Around 600 BCE, the first metal coins were minted in Lydia (modern-day Turkey). Coins standardized the value of money, making trade more efficient. Key features included:

  • Uniformity: Coins had a standardized weight and value.
  • Durability: Metals like gold and silver were long-lasting.
  • Portability: Coins were easier to carry compared to bulky commodities.

Paper Money: A Revolutionary Leap

China introduced the first paper money during the Tang Dynasty (618-907 CE), which was later adopted by other civilizations. Paper money represented a promise to pay the bearer a certain amount of precious metal or commodity. Its advantages included:

  • Ease of Transport: Paper money was lighter and more convenient than metal coins.
  • Increased Trade: Facilitated larger and more frequent transactions.

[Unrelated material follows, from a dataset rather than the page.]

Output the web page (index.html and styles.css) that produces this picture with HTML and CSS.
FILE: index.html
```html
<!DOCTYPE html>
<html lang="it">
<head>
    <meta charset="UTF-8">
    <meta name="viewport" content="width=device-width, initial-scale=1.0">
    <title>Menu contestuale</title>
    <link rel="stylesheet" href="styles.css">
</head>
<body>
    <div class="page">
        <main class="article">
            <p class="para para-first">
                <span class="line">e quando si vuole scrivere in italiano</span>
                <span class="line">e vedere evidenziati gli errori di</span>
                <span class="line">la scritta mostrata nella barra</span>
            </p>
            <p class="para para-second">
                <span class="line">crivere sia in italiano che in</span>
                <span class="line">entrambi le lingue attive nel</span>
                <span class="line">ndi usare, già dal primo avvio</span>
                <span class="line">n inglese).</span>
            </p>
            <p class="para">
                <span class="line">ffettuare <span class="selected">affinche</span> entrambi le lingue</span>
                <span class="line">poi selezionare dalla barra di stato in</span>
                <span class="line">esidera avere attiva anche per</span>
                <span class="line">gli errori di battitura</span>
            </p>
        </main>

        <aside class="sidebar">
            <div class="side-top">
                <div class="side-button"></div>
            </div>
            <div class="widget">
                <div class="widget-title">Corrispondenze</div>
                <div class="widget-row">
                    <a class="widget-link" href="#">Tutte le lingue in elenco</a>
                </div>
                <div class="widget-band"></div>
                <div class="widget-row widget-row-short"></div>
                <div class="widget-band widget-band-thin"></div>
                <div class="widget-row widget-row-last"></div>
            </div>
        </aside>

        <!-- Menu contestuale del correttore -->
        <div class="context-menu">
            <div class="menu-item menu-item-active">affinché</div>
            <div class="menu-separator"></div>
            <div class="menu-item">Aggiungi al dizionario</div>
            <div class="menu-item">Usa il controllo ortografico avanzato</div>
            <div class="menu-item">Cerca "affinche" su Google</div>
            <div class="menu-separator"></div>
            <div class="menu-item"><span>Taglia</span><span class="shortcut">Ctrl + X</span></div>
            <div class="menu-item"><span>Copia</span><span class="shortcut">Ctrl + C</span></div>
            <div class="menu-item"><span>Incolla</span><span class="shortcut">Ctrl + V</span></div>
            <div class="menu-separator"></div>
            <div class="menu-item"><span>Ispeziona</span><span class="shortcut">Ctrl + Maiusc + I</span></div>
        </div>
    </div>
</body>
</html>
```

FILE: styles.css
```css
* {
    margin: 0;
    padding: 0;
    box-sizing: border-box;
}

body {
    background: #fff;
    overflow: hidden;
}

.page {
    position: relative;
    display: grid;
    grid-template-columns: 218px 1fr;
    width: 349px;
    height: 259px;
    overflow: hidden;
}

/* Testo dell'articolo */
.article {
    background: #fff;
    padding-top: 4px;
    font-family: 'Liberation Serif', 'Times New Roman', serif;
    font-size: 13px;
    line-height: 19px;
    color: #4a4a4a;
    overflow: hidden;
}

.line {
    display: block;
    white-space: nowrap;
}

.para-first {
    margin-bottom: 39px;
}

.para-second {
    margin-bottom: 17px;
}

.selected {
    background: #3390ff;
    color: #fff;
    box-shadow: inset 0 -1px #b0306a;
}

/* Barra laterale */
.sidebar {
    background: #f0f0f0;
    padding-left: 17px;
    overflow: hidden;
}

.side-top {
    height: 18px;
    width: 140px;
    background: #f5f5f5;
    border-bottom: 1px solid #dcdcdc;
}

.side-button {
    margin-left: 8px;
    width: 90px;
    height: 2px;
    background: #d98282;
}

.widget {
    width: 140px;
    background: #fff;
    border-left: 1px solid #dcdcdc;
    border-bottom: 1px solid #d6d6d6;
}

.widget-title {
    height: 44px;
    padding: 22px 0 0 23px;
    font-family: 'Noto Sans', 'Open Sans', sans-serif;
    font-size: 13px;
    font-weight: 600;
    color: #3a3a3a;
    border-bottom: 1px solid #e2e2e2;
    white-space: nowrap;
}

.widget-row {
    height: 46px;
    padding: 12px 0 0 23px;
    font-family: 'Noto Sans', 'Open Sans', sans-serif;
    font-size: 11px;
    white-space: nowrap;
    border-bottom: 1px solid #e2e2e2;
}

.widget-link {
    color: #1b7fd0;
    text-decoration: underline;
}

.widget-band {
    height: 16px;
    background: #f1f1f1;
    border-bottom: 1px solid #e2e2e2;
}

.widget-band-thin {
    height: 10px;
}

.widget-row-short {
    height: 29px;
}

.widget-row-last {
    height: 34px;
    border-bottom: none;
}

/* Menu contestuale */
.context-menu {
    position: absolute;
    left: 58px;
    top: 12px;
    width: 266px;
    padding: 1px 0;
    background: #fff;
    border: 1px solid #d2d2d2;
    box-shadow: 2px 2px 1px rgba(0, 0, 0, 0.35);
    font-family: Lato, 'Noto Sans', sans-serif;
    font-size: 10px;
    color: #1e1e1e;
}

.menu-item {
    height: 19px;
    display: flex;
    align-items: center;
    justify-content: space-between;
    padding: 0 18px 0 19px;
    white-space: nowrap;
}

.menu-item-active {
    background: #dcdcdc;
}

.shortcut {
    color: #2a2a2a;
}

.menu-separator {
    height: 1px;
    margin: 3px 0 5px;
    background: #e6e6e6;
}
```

The Gold Standard: Stability and Trust

By the 19th century, many countries adopted the gold standard, pegging their currencies to a specific amount of gold. This provided a stable and internationally accepted standard of value. However, the gold standard had its drawbacks:

  • Limited Supply: The availability of gold limited the money supply.
  • Economic Rigidity: It restricted governments’ ability to respond to economic crises.

Fiat Currency: Modern Monetary Systems

The abandonment of the gold standard in the 20th century led to the adoption of fiat currency, which is government-issued money not backed by a physical commodity but by the government’s authority. Key characteristics include:

  • Regulation: Central banks control the supply and stability of fiat currencies.
  • Flexibility: Governments can implement monetary policies to manage economic conditions.
  • Trust-Based: Relies on public trust in the issuing authority.

Digital Money: The Dawn of a New Era

With the rise of the internet, digital money emerged, transforming the way people transact. Forms of digital money include:

  • Credit and Debit Cards: Enabled electronic payments and reduced the need for cash.
  • Online Banking: Allowed people to manage their finances and conduct transactions online.
  • E-Wallets and Mobile Payments: Services like PayPal, Apple Pay, and Google Wallet further digitized the transaction process.

Cryptocurrency: The Financial Revolution

The introduction of Bitcoin in 2009 by an anonymous entity known as Satoshi Nakamoto marked the beginning of the cryptocurrency era. Cryptocurrencies are digital or virtual currencies that use cryptography for security and operate on decentralized networks based on blockchain technology.

Key Features of Cryptocurrencies:

  • Decentralization: No central authority controls cryptocurrencies; they operate on peer-to-peer networks.
  • Security: Cryptographic techniques ensure secure transactions.
  • Transparency: Blockchain technology provides a transparent ledger of all transactions.
  • Limited Supply: Many cryptocurrencies have a capped supply, which can combat inflation.

Popular Cryptocurrencies:

  • Bitcoin (BTC): The first and most well-known cryptocurrency.
  • Ethereum (ETH): Known for its smart contract functionality.
  • Ripple (XRP): Focuses on real-time cross-border payments.
  • Litecoin (LTC): Created as a faster alternative to Bitcoin.

The Future of Currency: Cryptocurrencies and Beyond

The evolution of currency continues as cryptocurrencies gain mainstream acceptance. Potential future developments include:

  • Central Bank Digital Currencies (CBDCs): Governments exploring their own digital currencies to combine the benefits of cryptocurrencies with regulatory oversight.
  • Increased Adoption: More businesses and individuals adopting cryptocurrencies for transactions and investments.
  • Technological Advancements: Innovations in blockchain and cryptography enhancing the functionality and security of digital currencies.

Conclusion

The journey from the barter system to cryptocurrencies reflects humanity’s constant quest for more efficient, secure, and reliable means of exchange. As we stand on the brink of a new financial era, cryptocurrencies offer promising solutions to many of the limitations of traditional currencies. Understanding this evolution helps us appreciate the potential and challenges of the digital financial future.